[Entries with page source code]
━━━━━━━━━━
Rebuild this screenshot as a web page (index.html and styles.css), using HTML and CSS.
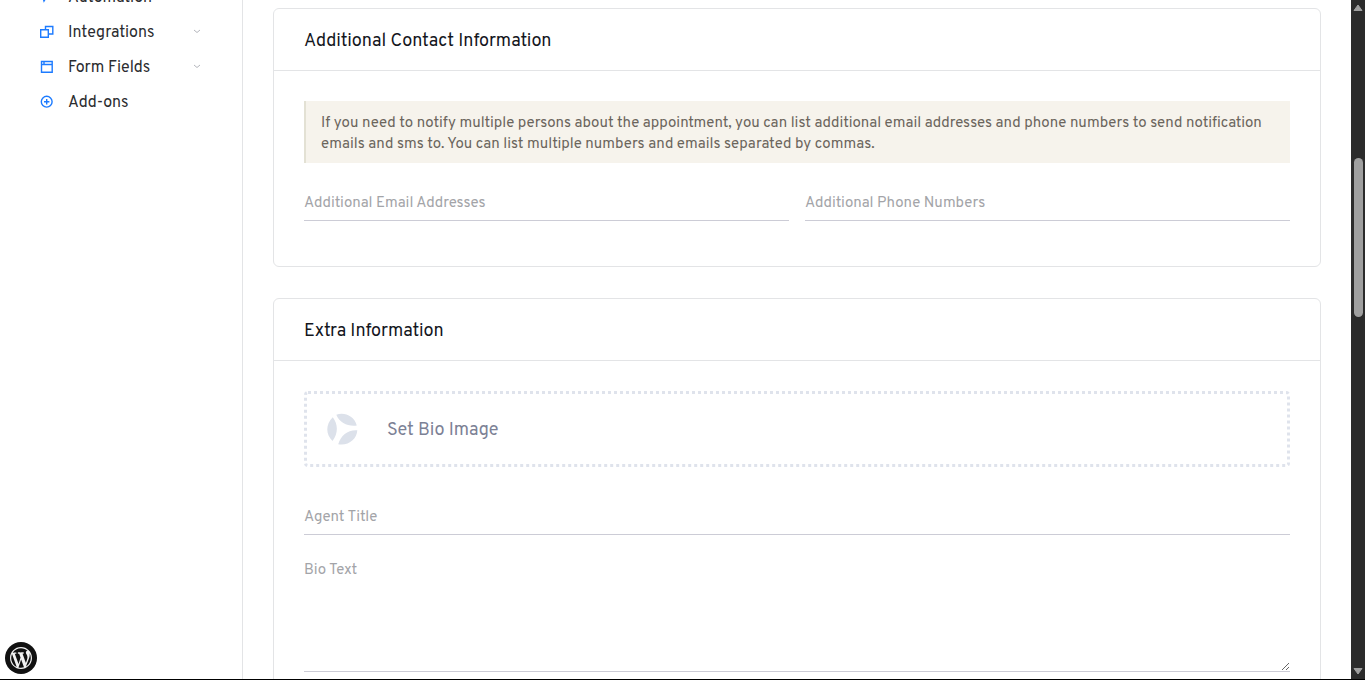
FILE: index.html
```html
<!DOCTYPE html>
<html lang="en">
<head>
<meta charset="utf-8">
<meta name="viewport" content="width=device-width, initial-scale=1">
<title>Agent</title>
<link rel="stylesheet" href="styles.css">
</head>
<body>
<div class="app">
  <nav class="sidebar">
    <ul class="menu">
      <li><a class="menu-item" href="#">
        <svg class="menu-icon" viewBox="0 0 14 14"><path d="M1 1.500h9L4 11z"/></svg>
        <span class="menu-label">Automation</span></a></li>
      <li><a class="menu-item" href="#">
        <svg class="menu-icon" viewBox="0 0 14 14"><path d="M5.500 4.500v-3h7.300v7.500H8.500M.7 4.700h7.600v7.600H.7z"/></svg>
        <span class="menu-label">Integrations</span>
        <svg class="chevron" viewBox="0 0 8 5"><path d="m1 1 3 2.500L7 1"/></svg></a></li>
      <li><a class="menu-item" href="#">
        <svg class="menu-icon" viewBox="0 0 14 14"><path d="M1.500 1.500h10.700v10.700H1.500zM1.500 4.500h10.700M4 1.500v3"/></svg>
        <span class="menu-label">Form Fields</span>
        <svg class="chevron" viewBox="0 0 8 5"><path d="m1 1 3 2.500L7 1"/></svg></a></li>
      <li><a class="menu-item" href="#">
        <svg class="menu-icon" viewBox="0 0 14 14"><circle cx="6.700" cy="6.700" r="5.400"/><path d="M6.700 4v5.400M4 6.700h5.400"/></svg>
        <span class="menu-label">Add-ons</span></a></li>
    </ul>
  </nav>

  <main class="content">
    <section class="card">
      <h3 class="card-title">Additional Contact Information</h3>
      <div class="card-body">
        <p class="note">If you need to notify multiple persons about the appointment, you can list additional email addresses and phone numbers to send notification emails and sms to. You can list multiple numbers and emails separated by commas.</p>
        <div class="row">
          <input class="field" type="text" aria-label="Additional Email Addresses" placeholder="Additional Email Addresses">
          <input class="field" type="text" aria-label="Additional Phone Numbers" placeholder="Additional Phone Numbers">
        </div>
      </div>
    </section>

    <section class="card">
      <h3 class="card-title">Extra Information</h3>
      <div class="card-body">
        <button class="uploader" type="button">
          <svg class="uploader-icon" viewBox="0 0 32 32"><path d="M6.800 4.200C12 11 12.500 20 6.500 28C-.5 21.500-.5 11 6.800 4.200zM10.300 1.800C18-1.200 28 2.500 30.800 12.500C22 13.500 14 10.500 10.300 1.800zM31.300 17.200C31 26 22.500 33 12.200 31.200C15 22 22 16.500 31.300 17.200z"/></svg>
          <span>Set Bio Image</span>
        </button>
        <input class="field" type="text" aria-label="Agent Title" placeholder="Agent Title">
        <textarea class="field field-area" aria-label="Bio Text" placeholder="Bio Text"></textarea>
      </div>
    </section>
  </main>

  <div class="scrollbar" aria-hidden="true">
    <svg class="arrow" viewBox="0 0 10 8"><path d="M5 1 9 6.500H1z"/></svg>
    <div class="track"><div class="thumb"></div></div>
    <svg class="arrow" viewBox="0 0 10 8"><path d="M5 7 1 1.500h8z"/></svg>
  </div>
</div>

<a class="wp-link" href="#" aria-label="WordPress">
  <svg class="wp-logo" viewBox="0 0 20 20"><path d="M20 10c0-5.510-4.490-10-10-10C4.480 0 0 4.490 0 10c0 5.520 4.480 10 10 10 5.510 0 10-4.480 10-10zM7.780 15.370L4.370 6.220c.55-.02 1.170-.08 1.170-.08.5-.06.44-1.130-.06-1.110 0 0-1.450.11-2.370.11-.18 0-.37 0-.58-.01C4.120 2.690 6.870 1.110 10 1.110c2.330 0 4.450.87 6.050 2.340-.68-.11-1.650.39-1.650 1.580 0 .74.45 1.360.9 2.100.35.61.55 1.360.55 2.460 0 1.490-1.400 5-1.400 5l-3.030-8.370c.54-.02.82-.17.82-.17.5-.05.44-1.250-.06-1.220 0 0-1.440.12-2.380.12-.87 0-2.330-.12-2.330-.12-.5-.03-.56 1.200-.06 1.220l.92.08 1.260 3.410zM17.410 10c.24-.64.74-1.870.43-4.250.7 1.290 1.050 2.710 1.050 4.250 0 3.290-1.730 6.240-4.400 7.780.97-2.590 1.940-5.200 2.920-7.780zM6.100 18.090C3.120 16.650 1.110 13.530 1.110 10c0-1.300.23-2.480.72-3.590C3.250 10.300 4.670 14.200 6.100 18.090zm4.030-6.630l2.580 6.980c-.86.29-1.760.45-2.710.45-.79 0-1.570-.11-2.290-.33.81-2.380 1.620-4.740 2.420-7.100z"/></svg>
</a>
</body>
</html>
```

FILE: styles.css
```css
* {
  box-sizing: border-box;
}

body {
  margin: 0;
  background: #fff;
  color: #1f222b;
  font-family: Overpass, Roboto, "Liberation Sans", sans-serif;
  font-size: 15px;
}

.app {
  display: grid;
  grid-template-columns: 243px minmax(0, 1fr) 14px;
  height: 100vh;
  overflow: hidden;
  border-bottom: 1px solid #000;
}

.sidebar {
  border-right: 1px solid #e3e4e6;
  overflow: hidden;
}

.menu {
  list-style: none;
  margin: -21px 0 0;
  padding: 0 41px 0 40px;
}

.menu-item {
  display: flex;
  align-items: center;
  gap: 14px;
  height: 35px;
  color: #2b2c30;
  font-size: 16px;
  text-decoration: none;
}

.menu-label {
  flex: 1;
  padding-top: 2px;
}

.menu-icon {
  width: 14px;
  height: 14px;
  fill: none;
  stroke: #1d7bff;
  stroke-width: 1.4;
}

.chevron {
  width: 8px;
  height: 5px;
  fill: none;
  stroke: #b4b6bc;
}

.content {
  padding: 8px 30px 0;
  overflow: hidden;
}

.card {
  margin-bottom: 31px;
  border: 1px solid #e3e4e6;
  border-radius: 6px;
}

.card-title {
  margin: 0;
  padding: 21px 30px 16px;
  border-bottom: 1px solid #e3e4e6;
  color: #14161d;
  font-size: 18px;
  font-weight: 400;
  line-height: 24px;
}

.card-body {
  padding: 30px;
}

.note {
  margin: 0 0 20px;
  padding: 12px 15px 8px;
  border-left: 2px solid #e3e1d4;
  background: #f6f3ec;
  color: #6b655c;
  font-size: 15px;
  line-height: 21px;
}

.row {
  display: grid;
  grid-template-columns: 1fr 1fr;
  gap: 16px;
}

.field {
  display: block;
  width: 100%;
  height: 38px;
  margin: 0 0 15px;
  padding: 10px 0 6px;
  border: 0;
  border-bottom: 1px solid #ccccd6;
  border-radius: 0;
  background: none;
  color: #1f222b;
  font: inherit;
  line-height: 21px;
}

.field::placeholder {
  color: #a3a4a8;
  opacity: 1;
}

.field-area {
  height: 122px;
  resize: vertical;
}

.uploader {
  display: flex;
  align-items: center;
  gap: 29px;
  width: 100%;
  height: 76px;
  margin: 0 0 30px;
  padding: 0 19px;
  border: 3px dotted #dfe3ec;
  border-radius: 4px;
  background: none;
  color: #7c8195;
  font: inherit;
  font-size: 18px;
}

.uploader span {
  padding-top: 2px;
}

.uploader-icon {
  width: 32px;
  height: 32px;
  fill: #dce1ea;
}

.scrollbar {
  display: flex;
  flex-direction: column;
  align-items: center;
  justify-content: space-between;
  padding: 4px 0;
  background: #2b2b2b;
}

.arrow {
  width: 10px;
  height: 8px;
  fill: #9f9f9f;
  stroke: #9f9f9f;
  stroke-linejoin: round;
}

.track {
  flex: 1;
  width: 9px;
  padding-top: 146px;
}

.thumb {
  height: 159px;
  border-radius: 5px;
  background: #9f9f9f;
}

.wp-link {
  position: fixed;
  bottom: 6px;
  left: 5px;
  display: grid;
  place-items: center;
  width: 32px;
  height: 32px;
  border-radius: 50%;
  background: #111;
}

.wp-logo {
  width: 22px;
  height: 22px;
  fill: #f2f2f2;
}
```
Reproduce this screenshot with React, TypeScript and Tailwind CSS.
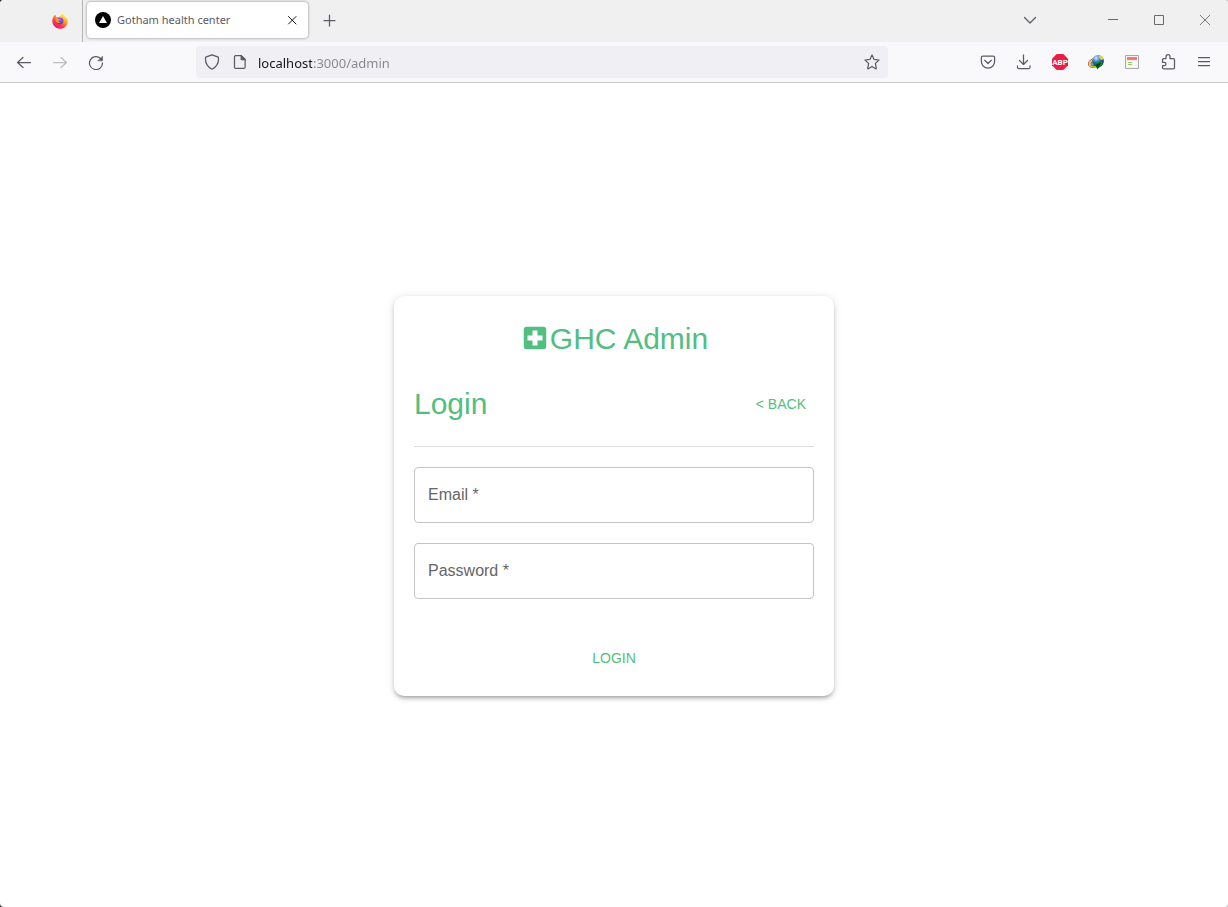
━━━━━━━━━━
**PROBLEM DETAILS**
List all lines where "this" occurs.

**COMPLETE ANSWER**
Rebuild this screenshot as a web page (index.html and styles.css), using HTML and CSS.
Reproduce this screenshot with React, TypeScript and Tailwind CSS.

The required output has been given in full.